I am married to a man who is sensitive and caring, and I always thought would make a much better "mother" and caregiver than I would. I know lots of men who are sensitive and caring, yet it is their wives who are the primary caregivers, although they do try to help out. And even I struggle with convincing him that he should be the primary caretaker of our child, which now is substituted by the dog for whom I am the primary caretaker.
But there is also my desire to have him be a co-partner in ambition and success. I don't want some poor artist type. Nothing personal against poor artist types, I just have a thing about both parties being financially independent. Yet, now that he has a job in which he makes lots of money, can do good things for Africa, yet travels all the time; I wonder if I can ever convince him to be an equal caregiver. We now disagree on who will care for the dog when we both have to travel. For the record, we sent the dog to be boarded.
So how do we redesign gender relations...
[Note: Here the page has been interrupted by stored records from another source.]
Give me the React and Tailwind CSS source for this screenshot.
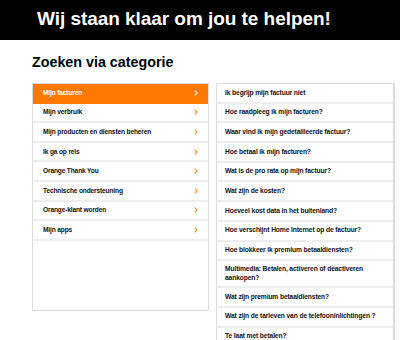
import React from "react";

const categories = [
  "Mijn facturen",
  "Mijn verbruik",
  "Mijn producten en diensten beheren",
  "Ik ga op reis",
  "Orange Thank You",
  "Technische ondersteuning",
  "Orange-klant worden",
  "Mijn apps",
];

const questions = [
  "Ik begrijp mijn factuur niet",
  "Hoe raadpleeg ik mijn facturen?",
  "Waar vind ik mijn gedetailleerde factuur?",
  "Hoe betaal ik mijn facturen?",
  "Wat is de pro rata op mijn factuur?",
  "Wat zijn de kosten?",
  "Hoeveel kost data in het buitenland?",
  "Hoe verschijnt Home Internet op de factuur?",
  "Hoe blokkeer ik premium betaaldiensten?",
  "Multimedia: Betalen, activeren of deactiveren aankopen?",
  "Wat zijn premium betaaldiensten?",
  "Wat zijn de tarieven van de telefooninlichtingen ?",
  "Te laat met betalen?",
];

function Chevron({ white }) {
  return (
    <svg width="4" height="6" viewBox="0 0 4 6" className="shrink-0">
      <path d="M0.8 0.6 L3.2 3 L0.8 5.4" fill="none" stroke={white ? "#ffffff" : "#ff8f33"} strokeWidth="1.1" />
    </svg>
  );
}

export default function App() {
  return (
    <div className="w-[400px] h-[340px] overflow-hidden bg-white font-['Liberation_Sans',Arial,sans-serif]">
      <div className="h-10 bg-black pl-[37px] flex items-center">
        <h1 className="text-white text-[19px] font-bold leading-none tracking-[-0.05px] -mt-[3px]">Wij staan klaar om jou te helpen!</h1>
      </div>

      <div className="pl-8 pr-[5px]">
        <h2 className="mt-[14px] text-[14.3px] font-bold leading-[16px] text-black">Zoeken via categorie</h2>

        <div className="mt-[13px] flex items-start gap-[7px]">
          <div className="w-[177px] h-[228px] border border-[#dcdcdc] bg-white">
            {categories.map((c, i) => (
              <div
                key={c}
                className={
                  "h-[19.6px] flex items-center justify-between pl-[10px] pr-[10px] border-b-2 " +
                  (i === 0 ? "bg-[#ff7900] border-[#ff7900] text-white" : "border-[#eeeeee] text-[#111]")
                }
              >
                <span className="text-[6.6px] font-bold tracking-[-0.15px]">{c}</span>
                <Chevron white={i === 0} />
              </div>
            ))}
          </div>

          <div className="w-[179px] border border-[#dcdcdc] border-r-2 bg-white">
            {questions.map((q) => (
              <div
                key={q}
                className="min-h-[19.7px] flex items-center pl-[8px] pr-[12px] py-[4px] border-b-2 border-[#eeeeee]"
              >
                <span className="text-[6.7px] leading-[8.5px] font-bold tracking-[-0.12px] text-[#111]">{q}</span>
              </div>
            ))}
          </div>
        </div>
      </div>
    </div>
  );
}
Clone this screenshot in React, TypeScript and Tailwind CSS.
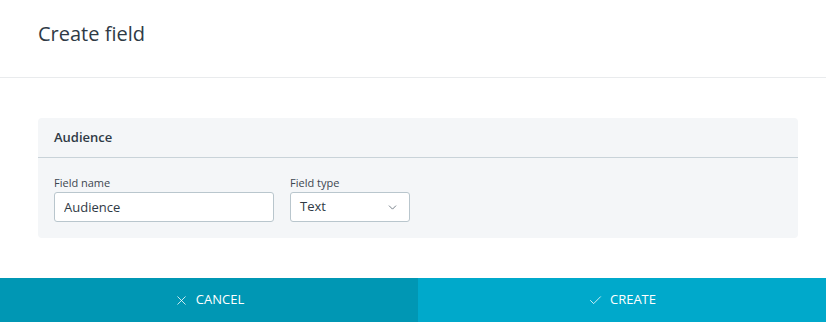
import { ChevronDown, X, Check } from 'lucide-react';

export default function App() {
  return (
    <div className="w-[826px] h-[322px] bg-white flex flex-col text-[#333b44] font-['Open_Sans',sans-serif]">
      <div className="h-[78px] border-b border-[#e9ebed] px-[38px] pt-[21px]">
        <h1 className="text-[20px] leading-[26px] text-[#2f3a45]">Create field</h1>
      </div>

      <div className="flex-1 pl-[38px] pt-[40px]">
        <div className="w-[760px] rounded-[4px] bg-[#f4f6f8]">
          <div className="h-[40px] border-b border-[#c9d3d9] px-4 flex items-center">
            <span className="text-[13px] font-semibold text-[#2f3a45]">Audience</span>
          </div>
          <div className="flex gap-4 px-4 pt-[18px] pb-4">
            <label className="block">
              <span className="block text-[11px] leading-[14px] mb-[2px] text-[#3d4650]">Field name</span>
              <input
                type="text"
                defaultValue="Audience"
                className="w-[220px] h-[30px] rounded-[3px] border border-[#b9c6cd] bg-white px-[9px] text-[13px] text-[#2f3a45] outline-none"
              />
            </label>
            <label className="block">
              <span className="block text-[11px] leading-[14px] mb-[2px] text-[#3d4650]">Field type</span>
              <div className="w-[120px] h-[30px] rounded-[3px] border border-[#b9c6cd] bg-white pl-[9px] pr-[10px] flex items-center justify-between text-[13px] text-[#2f3a45]">
                <span>Text</span>
                <ChevronDown size={13} strokeWidth={1.5} className="text-[#5a6570]" />
              </div>
            </label>
          </div>
        </div>
      </div>

      <div className="h-[44px] flex text-white text-[13px]">
        <button className="w-[418px] bg-[#0097b4] flex items-center justify-center gap-[7px]">
          <X size={15} strokeWidth={1.25} />
          <span className="uppercase">Cancel</span>
        </button>
        <button className="flex-1 bg-[#00a9cb] flex items-center justify-center gap-[7px]">
          <Check size={15} strokeWidth={1.25} />
          <span className="uppercase">Create</span>
        </button>
      </div>
    </div>
  );
}
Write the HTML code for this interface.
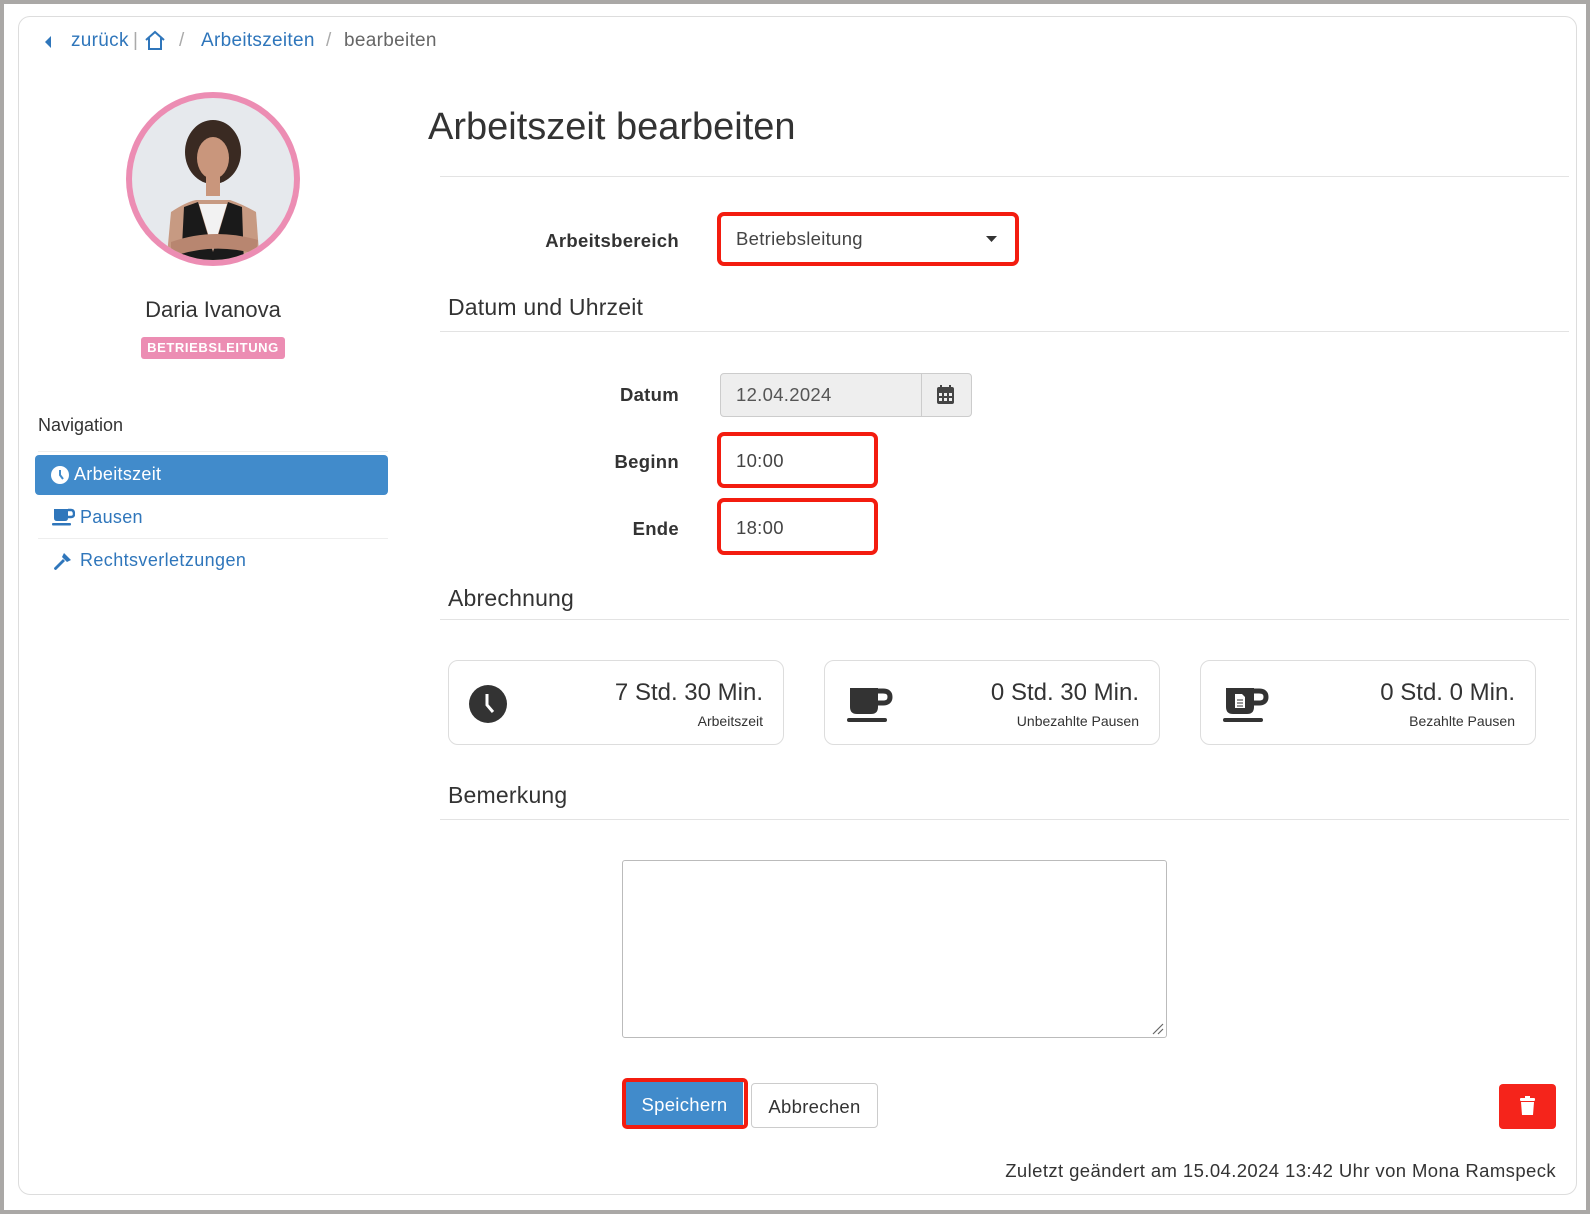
<!DOCTYPE html>
<html><head><meta charset="utf-8"><style>
*{box-sizing:border-box;margin:0;padding:0}
body{width:1590px;height:1214px;background:#aaa8a6;font-family:"Liberation Sans",sans-serif;color:#333;position:relative;overflow:hidden}
.frame{position:absolute;left:4px;top:4px;width:1582px;height:1206px;background:#fff}
.card{position:absolute;left:18px;top:16px;width:1559px;height:1179px;border:1px solid #ddd;border-radius:12px;background:#fff}
.a{position:absolute;white-space:nowrap}
.blue{color:#2f76bb}
.hr{position:absolute;height:1px;background:#e3e3e3}
.lbl{position:absolute;font-weight:bold;font-size:18.5px;text-align:right;width:200px;left:479px;letter-spacing:.3px}
.red{position:absolute;border:4px solid #f31c0f;border-radius:7px}
.inp{position:absolute;border:1px solid #ccc;border-radius:4px;background:#fff;font-size:18.5px;color:#444;padding-left:15px;display:flex;align-items:center;letter-spacing:.3px}
.sec{position:absolute;left:448px;font-size:23px;color:#333;letter-spacing:.2px}
.box{position:absolute;top:660px;height:85px;width:336px;border:1px solid #ddd;border-radius:10px}
.box .v{position:absolute;right:20px;top:18px;font-size:24px;color:#333}
.box .s{position:absolute;right:20px;top:52px;font-size:14px;color:#333}
.box svg{position:absolute;left:20px;top:24px}
</style></head><body>
<div class="frame"></div>
<div class="card"></div>
<svg class="a" style="left:43px;top:35px" width="10" height="14"><path d="M8 1 L2 7 L8 13Z" fill="#2f76bb"/></svg>
<div class="a blue" style="left:71px;top:30px;font-size:19px;letter-spacing:.3px">zurück</div>
<div class="a" style="left:133px;top:30px;font-size:19px;color:#aaa">|</div>
<svg class="a" style="left:144px;top:30px" width="22" height="21"><path d="M2 10 L11 2 L20 10 M5 8 V19 H17 V8" fill="none" stroke="#2f76bb" stroke-width="2"/></svg>
<div class="a" style="left:179px;top:30px;font-size:19px;color:#aaa">/</div>
<div class="a blue" style="left:201px;top:30px;font-size:19px;letter-spacing:.3px">Arbeitszeiten</div>
<div class="a" style="left:326px;top:30px;font-size:19px;color:#aaa">/</div>
<div class="a" style="left:344px;top:30px;font-size:19px;color:#666;letter-spacing:.3px">bearbeiten</div>
<svg class="a" style="left:126px;top:92px" width="174" height="174">
<defs><clipPath id="c"><circle cx="87" cy="87" r="81"/></clipPath></defs>
<circle cx="87" cy="87" r="87" fill="#ec8db3"/>
<g clip-path="url(#c)"><rect width="174" height="174" fill="#e6e9ed"/>
<path d="M40 174 L45 120 Q60 110 70 108 L104 108 Q116 112 130 120 L134 174Z" fill="#c79a82"/>
<path d="M55 174 L58 115 L72 110 L87 160 L102 110 L116 115 L118 174Z" fill="#1a1a1a"/>
<path d="M73 112 L87 158 L101 112Z" fill="#f2f2f2"/>
<path d="M45 150 Q87 135 132 148 L130 162 Q87 150 45 165Z" fill="#b88670"/>
<ellipse cx="87" cy="60" rx="28" ry="32" fill="#3a2a22"/>
<ellipse cx="87" cy="66" rx="16" ry="21" fill="#c9967c"/>
<rect x="80" y="82" width="14" height="22" fill="#c9967c"/></g>
</svg>
<div class="a" style="left:0;width:426px;text-align:center;top:297px;font-size:22px;color:#333">Daria Ivanova</div>
<div class="a" style="left:141px;top:337px;width:144px;height:22px;background:#ec8db3;border-radius:3px;color:#fff;font-weight:bold;font-size:13px;text-align:center;line-height:22px;letter-spacing:.6px">BETRIEBSLEITUNG</div>
<div class="a" style="left:38px;top:415px;font-size:18px">Navigation</div>
<div class="hr" style="left:38px;top:451px;width:350px;background:#eee"></div>
<div class="a" style="left:35px;top:455px;width:353px;height:40px;background:#418bcb;border-radius:4px"></div>
<svg class="a" style="left:51px;top:466px" width="18" height="18"><circle cx="9" cy="9" r="9" fill="#fff"/><path d="M9 4 V9 L12 13" stroke="#418bcb" stroke-width="2" fill="none"/></svg>
<div class="a" style="left:74px;top:464px;font-size:18px;color:#fff;letter-spacing:.3px">Arbeitszeit</div>
<svg class="a" style="left:51px;top:507px" width="24" height="20"><path d="M3 2 H17 V11 Q17 14 14 14 H6 Q3 14 3 11Z" fill="#2f76bb"/><path d="M17 3 H20 Q23 3 23 7 Q23 10 20 10 H17" fill="none" stroke="#2f76bb" stroke-width="2.4"/><rect x="1" y="16" width="19" height="2.5" rx="1" fill="#2f76bb"/></svg>
<div class="a blue" style="left:80px;top:507px;font-size:18px;letter-spacing:.3px">Pausen</div>
<div class="hr" style="left:38px;top:538px;width:350px;background:#eee"></div>
<svg class="a" style="left:52px;top:551px" width="22" height="20"><path d="M12 2 L19 9 L15 11 L10 6Z M11 8 L13 10 L4 19 Q2 19 2 17Z" fill="#2f76bb"/></svg>
<div class="a blue" style="left:80px;top:550px;font-size:18px;letter-spacing:.4px">Rechtsverletzungen</div>
<div class="a" style="left:428px;top:106px;font-size:38px;color:#333">Arbeitszeit bearbeiten</div>
<div class="hr" style="left:440px;top:176px;width:1129px"></div>
<div class="lbl" style="top:230px">Arbeitsbereich</div>
<div class="inp" style="left:721px;top:216px;width:294px;height:45px;border:none">Betriebsleitung</div>
<svg class="a" style="left:986px;top:235px" width="12" height="8"><path d="M0 1 H11 L5.5 7Z" fill="#333"/></svg>
<div class="red" style="left:717px;top:212px;width:302px;height:54px"></div>
<div class="sec" style="top:294px">Datum und Uhrzeit</div>
<div class="hr" style="left:440px;top:331px;width:1129px"></div>
<div class="lbl" style="top:384px">Datum</div>
<div class="inp" style="left:720px;top:373px;width:252px;height:44px;background:#eee;color:#555">12.04.2024</div>
<div class="a" style="left:921px;top:373px;width:1px;height:44px;background:#ccc"></div>
<svg class="a" style="left:937px;top:385px" width="17" height="19"><rect x="3" y="0" width="2" height="4" fill="#444"/><rect x="12" y="0" width="2" height="4" fill="#444"/><rect x="0" y="2" width="17" height="17" rx="2" fill="#444"/><g fill="#eee"><rect x="2" y="8" width="3" height="3"/><rect x="7" y="8" width="3" height="3"/><rect x="12" y="8" width="3" height="3"/><rect x="2" y="13" width="3" height="3"/><rect x="7" y="13" width="3" height="3"/><rect x="12" y="13" width="3" height="3"/></g></svg>
<div class="lbl" style="top:451px">Beginn</div>
<div class="inp" style="left:721px;top:437px;width:153px;height:48px;border:none">10:00</div>
<div class="red" style="left:717px;top:432px;width:161px;height:56px"></div>
<div class="lbl" style="top:518px">Ende</div>
<div class="inp" style="left:721px;top:503px;width:153px;height:49px;border:none">18:00</div>
<div class="red" style="left:717px;top:498px;width:161px;height:57px"></div>
<div class="sec" style="top:585px">Abrechnung</div>
<div class="hr" style="left:440px;top:619px;width:1129px"></div>
<div class="box" style="left:448px"><svg width="38" height="38"><circle cx="19" cy="19" r="19" fill="#333"/><path d="M18 9 V20 L24 27" stroke="#fff" stroke-width="3" fill="none"/></svg><div class="v">7 Std. 30 Min.</div><div class="s">Arbeitszeit</div></div>
<div class="box" style="left:824px"><svg width="48" height="38"><path d="M5 3 H33 V22 Q33 29 26 29 H12 Q5 29 5 22Z" fill="#333"/><path d="M32 6 H38 Q45 6 45 12 Q45 18 38 18 H32" fill="none" stroke="#333" stroke-width="5"/><rect x="2" y="33" width="40" height="4" rx="2" fill="#333"/></svg><div class="v">0 Std. 30 Min.</div><div class="s">Unbezahlte Pausen</div></div>
<div class="box" style="left:1200px"><svg width="48" height="38"><path d="M5 3 H33 V22 Q33 29 26 29 H12 Q5 29 5 22Z" fill="#333"/><path d="M32 6 H38 Q45 6 45 12 Q45 18 38 18 H32" fill="none" stroke="#333" stroke-width="5"/><rect x="2" y="33" width="40" height="4" rx="2" fill="#333"/><path d="M14 9 H21 L24 12 V23 H14Z" fill="#fff"/><path d="M16 15 H22 M16 18 H22 M16 21 H22" stroke="#333" stroke-width="1"/></svg><div class="v">0 Std. 0 Min.</div><div class="s">Bezahlte Pausen</div></div>
<div class="sec" style="top:782px">Bemerkung</div>
<div class="hr" style="left:440px;top:819px;width:1129px"></div>
<div class="a" style="left:622px;top:860px;width:545px;height:178px;border:1px solid #bbb;border-radius:3px"></div>
<svg class="a" style="left:1151px;top:1022px" width="13" height="13"><path d="M12 2 L2 12 M12 7 L7 12" stroke="#666" stroke-width="1.2"/></svg>
<div class="a" style="left:626px;top:1082px;width:117px;height:43px;background:#418bcb;color:#fff;font-size:18.5px;text-align:center;line-height:45px;letter-spacing:.3px">Speichern</div>
<div class="red" style="left:622px;top:1078px;width:126px;height:51px;border-radius:5px"></div>
<div class="a" style="left:751px;top:1083px;width:127px;height:45px;border:1px solid #ccc;border-radius:4px;font-size:18.5px;text-align:center;line-height:45px;color:#333;letter-spacing:.3px">Abbrechen</div>
<div class="a" style="left:1499px;top:1084px;width:57px;height:45px;background:#f5241b;border-radius:4px"></div>
<svg class="a" style="left:1519px;top:1096px" width="17" height="20"><rect x="1" y="2" width="15" height="3" rx="1" fill="#fff"/><rect x="6" y="0" width="5" height="3" fill="#fff"/><path d="M2 6 H15 L14 19 H3Z" fill="#fff"/></svg>
<div class="a" style="right:34px;top:1160px;font-size:18.5px;color:#333;letter-spacing:.4px">Zuletzt geändert am 15.04.2024 13:42 Uhr von Mona Ramspeck</div>
</body></html>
The Scandinavian countries seemed to have figured it out partially: access to childcare, equal pay for equal work, flexible work schedules for men and women. More radical gestures could be making caregiving a paid occupation at its market rate, which is something like $100,000.00 per year. A male quota for home economics courses in high school and college, which becomes more akin to physics and chemistry that it really is. Ending the quest for manhood or womanhood to focus on humanhood. A guess its returning to the feminist fight against gender stereotypes, but with the objective of liberating men from their oppression and incompletion due to male stereotypes that keep them from being the best caregivers they can be.